The 64w-bit constant E, which consist of units of the group under the operation
"(.)" in function G, and which is used to bias the data words and key words
from zero, may be used to personalize the algorithm. Every choice of E makes
a unique tweakable block cipher. As a "standard" choice, we propose the first
64 numbers (modulo 2**w) of the Fibonacci sequence.

Relations:
E(0) = 1
E(1) = 2
E(k) = E(k-1) + E(k-2) for k = 2,3,4,...,63.




3.8. Tweak counter mode

The 4w-bit secret tweak T is used to encrypt only one block [under a fixed key
Z]. To encrypt multiple blocks the tweak is derrived from a 4w-bit [additional]
key, called *tweak key*, and the block index i, as follows.

Let T(i) denote the tweak used to encrypt i-th block. For zero-th block, the
tweak key is used as the tweak directly:

T(0) = tweak key

Successive tweak is computed from the last-used tweak by the recurrent relation:

T(i) = T(i-1) + 2*T(0) + 1

or, explicitly,

T(i) = T(0) . i

where all operators, including ".", are defined on 4w-bit modular arithmetics
and all operands, including 1 and i, are regarded as 4w-bit numbers.




4. Notes on implementation

(1) The polynomial q in function G can be evaluated using only one
multiplication and one addition, with a modified key schedule. Indeed,

q(x,z,e) = M*x + N

where x is a data word, z key word, e the unit of the [quasi-]group in
use, and

M = 2*(z - e) + 1

N = (2*e - 1)*(z - e)

is a pair of subkeys precomputed in the [modified] key schedule, which consists
of 64 such pairs.

(2) The cipher is partially parallelizable. The following procedure executes
all 32 rounds in 20 steps, of which half performing two or three parallel
evaluations of the function G. Recall that g(k) is the result of G in round k.

1. Compute g(0)
2. Compute g(1)
3. Compute g(2)
4. Compute g(3)
5. Compute g(4)
6. Compute g(5), g(11) in parallel
7. Compute g(6), g(9) in parallel
8. Compute g(7), g(10), g(13) in parallel
9. Compute g(8), g(14) in parallel
10. Compute g(12), g(15) in parallel
11. Compute g(16)
12. Compute g(17)
13. Compute g(18)
14. Compute g(19)
15. Compute g(20)
16. Compute g(21), g(27) in parallel
17. Compute g(22), g(25) in parallel
18. Compute g(23), g(26), g(29) in parallel
19. Compute g(24), g(30) in parallel
20. Compute g(28), g(31) in parallel

On a modern 64-bit processor, each step should take about 8 clock cycles on
average.

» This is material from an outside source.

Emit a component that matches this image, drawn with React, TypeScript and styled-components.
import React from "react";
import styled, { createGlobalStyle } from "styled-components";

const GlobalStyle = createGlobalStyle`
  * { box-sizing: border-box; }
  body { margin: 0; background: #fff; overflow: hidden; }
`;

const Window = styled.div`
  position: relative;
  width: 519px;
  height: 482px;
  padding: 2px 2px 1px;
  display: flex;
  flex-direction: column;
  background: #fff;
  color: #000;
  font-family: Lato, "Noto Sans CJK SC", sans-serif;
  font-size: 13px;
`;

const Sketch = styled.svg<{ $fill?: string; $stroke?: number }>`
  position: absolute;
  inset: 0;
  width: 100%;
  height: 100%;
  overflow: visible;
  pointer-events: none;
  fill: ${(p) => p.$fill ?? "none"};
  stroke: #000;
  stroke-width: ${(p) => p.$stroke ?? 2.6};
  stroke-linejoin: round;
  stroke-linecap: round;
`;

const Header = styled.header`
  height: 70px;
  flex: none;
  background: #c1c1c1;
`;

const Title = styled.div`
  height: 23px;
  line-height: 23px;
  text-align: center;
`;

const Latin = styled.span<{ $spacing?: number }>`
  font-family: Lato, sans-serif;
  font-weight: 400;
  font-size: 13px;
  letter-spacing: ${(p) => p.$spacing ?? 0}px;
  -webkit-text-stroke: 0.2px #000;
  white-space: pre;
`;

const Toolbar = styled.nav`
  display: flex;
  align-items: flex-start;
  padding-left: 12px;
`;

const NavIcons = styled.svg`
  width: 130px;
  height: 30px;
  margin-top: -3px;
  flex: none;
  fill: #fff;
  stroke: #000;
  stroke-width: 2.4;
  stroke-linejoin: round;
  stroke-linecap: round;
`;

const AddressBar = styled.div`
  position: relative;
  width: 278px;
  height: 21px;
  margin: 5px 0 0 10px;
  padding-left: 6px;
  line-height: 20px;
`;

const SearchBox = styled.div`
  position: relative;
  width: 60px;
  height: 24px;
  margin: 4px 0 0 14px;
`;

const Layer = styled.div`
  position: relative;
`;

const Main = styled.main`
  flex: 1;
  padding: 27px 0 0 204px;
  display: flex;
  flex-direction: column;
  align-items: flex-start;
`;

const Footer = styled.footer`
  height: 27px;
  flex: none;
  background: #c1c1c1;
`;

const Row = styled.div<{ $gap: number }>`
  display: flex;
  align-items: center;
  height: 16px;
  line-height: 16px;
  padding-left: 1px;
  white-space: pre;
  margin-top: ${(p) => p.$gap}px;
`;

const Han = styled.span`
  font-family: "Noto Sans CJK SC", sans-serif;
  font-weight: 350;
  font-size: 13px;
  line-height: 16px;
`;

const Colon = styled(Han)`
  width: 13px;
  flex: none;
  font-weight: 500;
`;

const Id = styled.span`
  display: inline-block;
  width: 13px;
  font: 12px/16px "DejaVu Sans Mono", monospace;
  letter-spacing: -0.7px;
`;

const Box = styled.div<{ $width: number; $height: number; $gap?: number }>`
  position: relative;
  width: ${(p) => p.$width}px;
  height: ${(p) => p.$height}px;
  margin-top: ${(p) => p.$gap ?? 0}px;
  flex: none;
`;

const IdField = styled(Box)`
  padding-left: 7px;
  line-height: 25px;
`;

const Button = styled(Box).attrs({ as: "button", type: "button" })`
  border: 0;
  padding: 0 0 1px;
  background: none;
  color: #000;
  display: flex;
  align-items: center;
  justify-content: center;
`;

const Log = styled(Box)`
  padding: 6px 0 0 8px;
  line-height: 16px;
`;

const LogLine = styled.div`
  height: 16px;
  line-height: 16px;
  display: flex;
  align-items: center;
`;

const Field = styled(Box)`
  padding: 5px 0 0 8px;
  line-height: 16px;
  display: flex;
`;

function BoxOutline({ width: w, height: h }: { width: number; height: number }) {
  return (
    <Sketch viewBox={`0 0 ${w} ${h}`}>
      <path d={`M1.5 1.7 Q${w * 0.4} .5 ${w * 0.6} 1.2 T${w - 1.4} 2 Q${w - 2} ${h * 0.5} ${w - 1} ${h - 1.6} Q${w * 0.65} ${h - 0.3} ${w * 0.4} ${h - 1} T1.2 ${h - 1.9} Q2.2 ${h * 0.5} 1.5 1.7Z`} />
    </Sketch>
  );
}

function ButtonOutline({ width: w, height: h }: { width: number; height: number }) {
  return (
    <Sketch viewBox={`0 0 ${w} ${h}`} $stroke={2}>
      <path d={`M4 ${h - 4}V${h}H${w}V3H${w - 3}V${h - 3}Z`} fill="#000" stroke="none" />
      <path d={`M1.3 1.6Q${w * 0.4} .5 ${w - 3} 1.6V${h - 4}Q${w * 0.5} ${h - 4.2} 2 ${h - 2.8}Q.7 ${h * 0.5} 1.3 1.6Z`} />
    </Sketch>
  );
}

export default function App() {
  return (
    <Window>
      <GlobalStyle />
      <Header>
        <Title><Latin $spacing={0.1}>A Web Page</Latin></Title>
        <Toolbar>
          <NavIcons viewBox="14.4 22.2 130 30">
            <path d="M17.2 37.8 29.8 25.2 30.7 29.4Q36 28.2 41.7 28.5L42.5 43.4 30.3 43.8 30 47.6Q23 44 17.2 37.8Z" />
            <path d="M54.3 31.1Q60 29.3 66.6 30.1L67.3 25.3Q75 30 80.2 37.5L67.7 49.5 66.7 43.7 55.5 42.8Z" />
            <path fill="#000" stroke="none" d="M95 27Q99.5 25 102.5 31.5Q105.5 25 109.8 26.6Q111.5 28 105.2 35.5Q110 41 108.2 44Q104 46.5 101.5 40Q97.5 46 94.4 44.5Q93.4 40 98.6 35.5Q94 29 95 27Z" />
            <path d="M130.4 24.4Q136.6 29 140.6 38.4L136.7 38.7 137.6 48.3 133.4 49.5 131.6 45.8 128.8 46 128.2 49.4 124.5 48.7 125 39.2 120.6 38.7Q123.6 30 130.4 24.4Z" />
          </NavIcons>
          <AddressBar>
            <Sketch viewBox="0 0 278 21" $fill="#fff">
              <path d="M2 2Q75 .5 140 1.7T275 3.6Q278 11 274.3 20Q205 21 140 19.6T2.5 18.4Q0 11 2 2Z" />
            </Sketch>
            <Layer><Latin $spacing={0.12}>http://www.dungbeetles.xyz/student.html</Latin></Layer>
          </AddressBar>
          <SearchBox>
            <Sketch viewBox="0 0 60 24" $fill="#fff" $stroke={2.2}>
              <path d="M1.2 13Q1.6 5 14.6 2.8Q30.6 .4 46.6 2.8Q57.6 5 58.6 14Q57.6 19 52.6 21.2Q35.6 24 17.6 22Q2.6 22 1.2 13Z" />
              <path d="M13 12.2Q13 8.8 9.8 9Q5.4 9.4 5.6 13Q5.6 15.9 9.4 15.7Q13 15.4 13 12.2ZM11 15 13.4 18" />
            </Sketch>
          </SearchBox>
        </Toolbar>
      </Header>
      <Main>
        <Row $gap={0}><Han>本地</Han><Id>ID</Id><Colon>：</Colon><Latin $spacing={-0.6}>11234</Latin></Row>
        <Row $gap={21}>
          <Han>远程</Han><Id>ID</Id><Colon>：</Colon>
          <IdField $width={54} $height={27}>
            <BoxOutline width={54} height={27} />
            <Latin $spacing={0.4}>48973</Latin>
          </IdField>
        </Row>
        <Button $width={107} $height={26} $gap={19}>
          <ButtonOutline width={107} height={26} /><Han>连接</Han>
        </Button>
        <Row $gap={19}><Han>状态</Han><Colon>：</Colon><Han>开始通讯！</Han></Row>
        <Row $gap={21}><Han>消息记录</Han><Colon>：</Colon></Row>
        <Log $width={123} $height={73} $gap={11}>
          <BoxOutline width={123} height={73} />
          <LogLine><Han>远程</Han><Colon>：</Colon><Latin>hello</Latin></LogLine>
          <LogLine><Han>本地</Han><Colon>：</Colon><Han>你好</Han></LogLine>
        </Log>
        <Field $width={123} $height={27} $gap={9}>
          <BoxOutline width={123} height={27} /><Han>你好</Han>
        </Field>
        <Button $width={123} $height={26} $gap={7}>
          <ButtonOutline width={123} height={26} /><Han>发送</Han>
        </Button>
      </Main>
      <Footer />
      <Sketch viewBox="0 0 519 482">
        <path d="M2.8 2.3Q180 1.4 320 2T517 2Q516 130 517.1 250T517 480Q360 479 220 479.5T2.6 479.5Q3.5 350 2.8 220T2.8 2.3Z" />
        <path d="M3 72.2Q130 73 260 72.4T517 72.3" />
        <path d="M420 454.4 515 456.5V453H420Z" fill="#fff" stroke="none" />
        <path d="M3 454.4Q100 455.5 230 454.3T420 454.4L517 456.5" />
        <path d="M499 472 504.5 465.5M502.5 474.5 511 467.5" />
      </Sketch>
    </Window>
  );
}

So, for w=64 i.e. 32-byte blocks it achieves 20*8/32 = 5 clock cycles
per byte encrypted. If tweak counter mode is not used we may disable tweaking
completely to save about 1 clock cycle per byte per step, resulting in 20*7/32
= 4.4 clock cycles per byte.




5. Conclusion

We introduced NSABC, a Skipjack-like block cipher that is defined for every
even word length, allowing scalability in block length and key length.

NSABC is meant to be simple. It uses no hard-to-memorize S-boxes. It makes use
only two word-oriented algebraic operations that are mutually incompatible: "^"
and "(o)". It re-uses the overall structure of Skipjack that has been made public
for over a decade -- sufficient to become truly understood. The simplicity makes
it easier to analyze, which in turn makes greater confidence in the algorithm.

NSABC uses multiplication which is much more powerful than addition and should
greatly contribute to the security of the algorithm.

NSABC bases on some valuable design of a well-reputed agency in the branch. We
therefore believe that it is worth analysis and it can withstand rigorous
analysis. If this happens to be true, then we may have a strong cipher with
256-bit blocks, allowing to encrypt enormous amount of data under the same key,
and with 320-bit keys, allowing to keep data secret over any imaginable time.

NSABC is fast enough to be comparable with any modern block cipher.




6. References

[IBM98] Burwick C., Coppersmith D., D'Avignon E., Gennaro G., Halevi S.,
Jutla C., Matyas S. M. Jr., O'Connor L., Peyravian M., Safford D.,
Zunic N.: MARS - a candidate cipher for AES. 1998.

[LM91] Lai X., Massey J. L., Murphy S.: Markov Ciphers and Differential
Cryptanalysis. 1991.

[NSA98] National Security Agency: Skipjack and KEA specification. 1998.

[Rivest99] Rivest, R. L.: Permutation polynomials modulo 2**w. 1999.

[Shannon49] Shannon C. E.: Communication Theory of Secrecy Systems. 1949.